Write out the listing below in full and exactly, leaving out every picture.
[begin Provided data]
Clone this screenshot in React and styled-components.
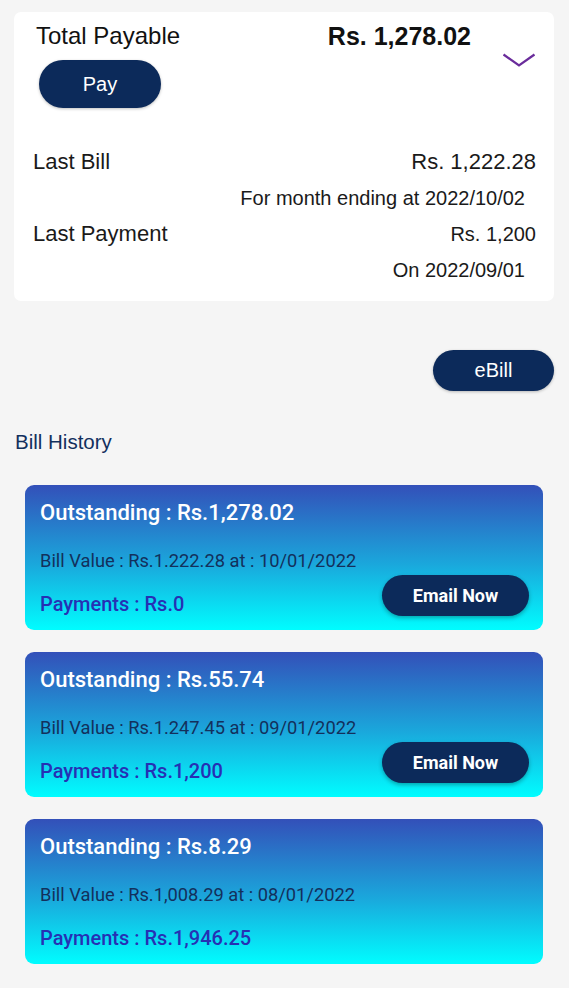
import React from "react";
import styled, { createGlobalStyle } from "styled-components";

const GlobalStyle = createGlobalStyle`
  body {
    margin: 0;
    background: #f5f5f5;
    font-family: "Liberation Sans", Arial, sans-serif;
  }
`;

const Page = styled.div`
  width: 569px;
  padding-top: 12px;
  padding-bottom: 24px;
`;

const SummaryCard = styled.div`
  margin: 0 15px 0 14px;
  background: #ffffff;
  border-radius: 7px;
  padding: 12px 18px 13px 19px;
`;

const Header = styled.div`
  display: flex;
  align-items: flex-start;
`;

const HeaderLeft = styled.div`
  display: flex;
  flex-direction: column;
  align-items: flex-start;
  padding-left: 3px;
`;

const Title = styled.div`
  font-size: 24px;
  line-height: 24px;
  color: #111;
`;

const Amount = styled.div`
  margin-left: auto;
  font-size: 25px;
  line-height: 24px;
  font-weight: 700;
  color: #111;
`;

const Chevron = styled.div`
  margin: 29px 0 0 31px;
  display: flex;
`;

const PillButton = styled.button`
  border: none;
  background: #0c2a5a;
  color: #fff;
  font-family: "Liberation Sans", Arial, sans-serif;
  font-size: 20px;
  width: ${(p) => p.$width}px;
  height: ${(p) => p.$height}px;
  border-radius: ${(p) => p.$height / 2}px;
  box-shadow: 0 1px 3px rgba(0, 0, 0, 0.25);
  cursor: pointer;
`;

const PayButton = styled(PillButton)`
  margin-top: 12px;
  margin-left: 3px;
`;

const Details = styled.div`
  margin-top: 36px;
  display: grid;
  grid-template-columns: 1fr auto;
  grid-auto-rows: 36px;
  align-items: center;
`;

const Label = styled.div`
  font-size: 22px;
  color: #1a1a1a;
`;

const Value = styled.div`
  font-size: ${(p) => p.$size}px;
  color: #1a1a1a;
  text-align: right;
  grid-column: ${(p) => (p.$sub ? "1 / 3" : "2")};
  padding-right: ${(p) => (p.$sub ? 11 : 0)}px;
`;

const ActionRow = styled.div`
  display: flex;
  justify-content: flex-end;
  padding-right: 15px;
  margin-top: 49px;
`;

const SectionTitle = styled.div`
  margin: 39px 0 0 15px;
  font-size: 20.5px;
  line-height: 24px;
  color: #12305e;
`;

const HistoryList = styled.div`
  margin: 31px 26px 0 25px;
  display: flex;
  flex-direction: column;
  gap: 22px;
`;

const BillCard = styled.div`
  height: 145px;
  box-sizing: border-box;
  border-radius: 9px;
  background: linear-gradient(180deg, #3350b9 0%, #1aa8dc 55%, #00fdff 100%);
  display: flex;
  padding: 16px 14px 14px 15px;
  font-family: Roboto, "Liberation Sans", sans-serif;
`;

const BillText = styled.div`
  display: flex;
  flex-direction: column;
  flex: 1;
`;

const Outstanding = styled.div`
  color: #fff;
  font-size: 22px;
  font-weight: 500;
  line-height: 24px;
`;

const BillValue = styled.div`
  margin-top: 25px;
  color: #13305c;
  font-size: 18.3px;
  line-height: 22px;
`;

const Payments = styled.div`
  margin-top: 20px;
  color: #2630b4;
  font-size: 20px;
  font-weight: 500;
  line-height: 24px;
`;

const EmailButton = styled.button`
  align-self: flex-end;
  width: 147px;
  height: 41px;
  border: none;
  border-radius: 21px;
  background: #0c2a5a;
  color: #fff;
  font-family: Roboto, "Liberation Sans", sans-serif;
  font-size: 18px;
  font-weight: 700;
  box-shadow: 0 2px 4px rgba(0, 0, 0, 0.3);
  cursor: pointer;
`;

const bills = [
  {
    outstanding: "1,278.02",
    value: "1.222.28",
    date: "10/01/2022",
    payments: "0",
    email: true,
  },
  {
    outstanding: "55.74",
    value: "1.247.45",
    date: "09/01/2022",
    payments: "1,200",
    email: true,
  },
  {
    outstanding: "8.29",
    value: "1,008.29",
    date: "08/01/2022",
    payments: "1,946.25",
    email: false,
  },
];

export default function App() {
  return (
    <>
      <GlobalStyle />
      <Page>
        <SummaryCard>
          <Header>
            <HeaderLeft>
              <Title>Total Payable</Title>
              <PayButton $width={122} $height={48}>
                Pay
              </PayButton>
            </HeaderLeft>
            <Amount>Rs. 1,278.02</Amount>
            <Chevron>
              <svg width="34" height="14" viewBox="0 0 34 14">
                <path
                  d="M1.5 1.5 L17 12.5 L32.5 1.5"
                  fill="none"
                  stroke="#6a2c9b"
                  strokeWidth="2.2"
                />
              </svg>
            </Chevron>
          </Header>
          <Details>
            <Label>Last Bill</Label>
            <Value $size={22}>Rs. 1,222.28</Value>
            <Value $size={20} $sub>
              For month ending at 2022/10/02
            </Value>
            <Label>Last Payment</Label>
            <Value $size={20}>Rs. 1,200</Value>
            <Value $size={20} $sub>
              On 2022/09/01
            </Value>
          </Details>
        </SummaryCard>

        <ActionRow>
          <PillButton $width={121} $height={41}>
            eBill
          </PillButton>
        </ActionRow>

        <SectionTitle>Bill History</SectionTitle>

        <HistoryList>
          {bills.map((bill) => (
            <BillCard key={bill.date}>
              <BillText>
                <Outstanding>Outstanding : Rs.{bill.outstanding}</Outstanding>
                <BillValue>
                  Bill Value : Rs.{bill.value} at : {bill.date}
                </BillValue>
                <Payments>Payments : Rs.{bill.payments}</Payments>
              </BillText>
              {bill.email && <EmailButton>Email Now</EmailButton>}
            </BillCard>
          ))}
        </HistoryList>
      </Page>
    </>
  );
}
[end Provided data]
● Solution to this task:
Clone this screenshot in React and styled-components.
import React from "react";
import styled, { createGlobalStyle } from "styled-components";

const GlobalStyle = createGlobalStyle`
  body {
    margin: 0;
    background: #f5f5f5;
    font-family: "Liberation Sans", Arial, sans-serif;
  }
`;

const Page = styled.div`
  width: 569px;
  padding-top: 12px;
  padding-bottom: 24px;
`;

const SummaryCard = styled.div`
  margin: 0 15px 0 14px;
  background: #ffffff;
  border-radius: 7px;
  padding: 12px 18px 13px 19px;
`;

const Header = styled.div`
  display: flex;
  align-items: flex-start;
`;

const HeaderLeft = styled.div`
  display: flex;
  flex-direction: column;
  align-items: flex-start;
  padding-left: 3px;
`;

const Title = styled.div`
  font-size: 24px;
  line-height: 24px;
  color: #111;
`;

const Amount = styled.div`
  margin-left: auto;
  font-size: 25px;
  line-height: 24px;
  font-weight: 700;
  color: #111;
`;

const Chevron = styled.div`
  margin: 29px 0 0 31px;
  display: flex;
`;

const PillButton = styled.button`
  border: none;
  background: #0c2a5a;
  color: #fff;
  font-family: "Liberation Sans", Arial, sans-serif;
  font-size: 20px;
  width: ${(p) => p.$width}px;
  height: ${(p) => p.$height}px;
  border-radius: ${(p) => p.$height / 2}px;
  box-shadow: 0 1px 3px rgba(0, 0, 0, 0.25);
  cursor: pointer;
`;

const PayButton = styled(PillButton)`
  margin-top: 12px;
  margin-left: 3px;
`;

const Details = styled.div`
  margin-top: 36px;
  display: grid;
  grid-template-columns: 1fr auto;
  grid-auto-rows: 36px;
  align-items: center;
`;

const Label = styled.div`
  font-size: 22px;
  color: #1a1a1a;
`;

const Value = styled.div`
  font-size: ${(p) => p.$size}px;
  color: #1a1a1a;
  text-align: right;
  grid-column: ${(p) => (p.$sub ? "1 / 3" : "2")};
  padding-right: ${(p) => (p.$sub ? 11 : 0)}px;
`;

const ActionRow = styled.div`
  display: flex;
  justify-content: flex-end;
  padding-right: 15px;
  margin-top: 49px;
`;

const SectionTitle = styled.div`
  margin: 39px 0 0 15px;
  font-size: 20.5px;
  line-height: 24px;
  color: #12305e;
`;

const HistoryList = styled.div`
  margin: 31px 26px 0 25px;
  display: flex;
  flex-direction: column;
  gap: 22px;
`;

const BillCard = styled.div`
  height: 145px;
  box-sizing: border-box;
  border-radius: 9px;
  background: linear-gradient(180deg, #3350b9 0%, #1aa8dc 55%, #00fdff 100%);
  display: flex;
  padding: 16px 14px 14px 15px;
  font-family: Roboto, "Liberation Sans", sans-serif;
`;

const BillText = styled.div`
  display: flex;
  flex-direction: column;
  flex: 1;
`;

const Outstanding = styled.div`
  color: #fff;
  font-size: 22px;
  font-weight: 500;
  line-height: 24px;
`;

const BillValue = styled.div`
  margin-top: 25px;
  color: #13305c;
  font-size: 18.3px;
  line-height: 22px;
`;

const Payments = styled.div`
  margin-top: 20px;
  color: #2630b4;
  font-size: 20px;
  font-weight: 500;
  line-height: 24px;
`;

const EmailButton = styled.button`
  align-self: flex-end;
  width: 147px;
  height: 41px;
  border: none;
  border-radius: 21px;
  background: #0c2a5a;
  color: #fff;
  font-family: Roboto, "Liberation Sans", sans-serif;
  font-size: 18px;
  font-weight: 700;
  box-shadow: 0 2px 4px rgba(0, 0, 0, 0.3);
  cursor: pointer;
`;

const bills = [
  {
    outstanding: "1,278.02",
    value: "1.222.28",
    date: "10/01/2022",
    payments: "0",
    email: true,
  },
  {
    outstanding: "55.74",
    value: "1.247.45",
    date: "09/01/2022",
    payments: "1,200",
    email: true,
  },
  {
    outstanding: "8.29",
    value: "1,008.29",
    date: "08/01/2022",
    payments: "1,946.25",
    email: false,
  },
];

export default function App() {
  return (
    <>
      <GlobalStyle />
      <Page>
        <SummaryCard>
          <Header>
            <HeaderLeft>
              <Title>Total Payable</Title>
              <PayButton $width={122} $height={48}>
                Pay
              </PayButton>
            </HeaderLeft>
            <Amount>Rs. 1,278.02</Amount>
            <Chevron>
              <svg width="34" height="14" viewBox="0 0 34 14">
                <path
                  d="M1.5 1.5 L17 12.5 L32.5 1.5"
                  fill="none"
                  stroke="#6a2c9b"
                  strokeWidth="2.2"
                />
              </svg>
            </Chevron>
          </Header>
          <Details>
            <Label>Last Bill</Label>
            <Value $size={22}>Rs. 1,222.28</Value>
            <Value $size={20} $sub>
              For month ending at 2022/10/02
            </Value>
            <Label>Last Payment</Label>
            <Value $size={20}>Rs. 1,200</Value>
            <Value $size={20} $sub>
              On 2022/09/01
            </Value>
          </Details>
        </SummaryCard>

        <ActionRow>
          <PillButton $width={121} $height={41}>
            eBill
          </PillButton>
        </ActionRow>

        <SectionTitle>Bill History</SectionTitle>

        <HistoryList>
          {bills.map((bill) => (
            <BillCard key={bill.date}>
              <BillText>
                <Outstanding>Outstanding : Rs.{bill.outstanding}</Outstanding>
                <BillValue>
                  Bill Value : Rs.{bill.value} at : {bill.date}
                </BillValue>
                <Payments>Payments : Rs.{bill.payments}</Payments>
              </BillText>
              {bill.email && <EmailButton>Email Now</EmailButton>}
            </BillCard>
          ))}
        </HistoryList>
      </Page>
    </>
  );
}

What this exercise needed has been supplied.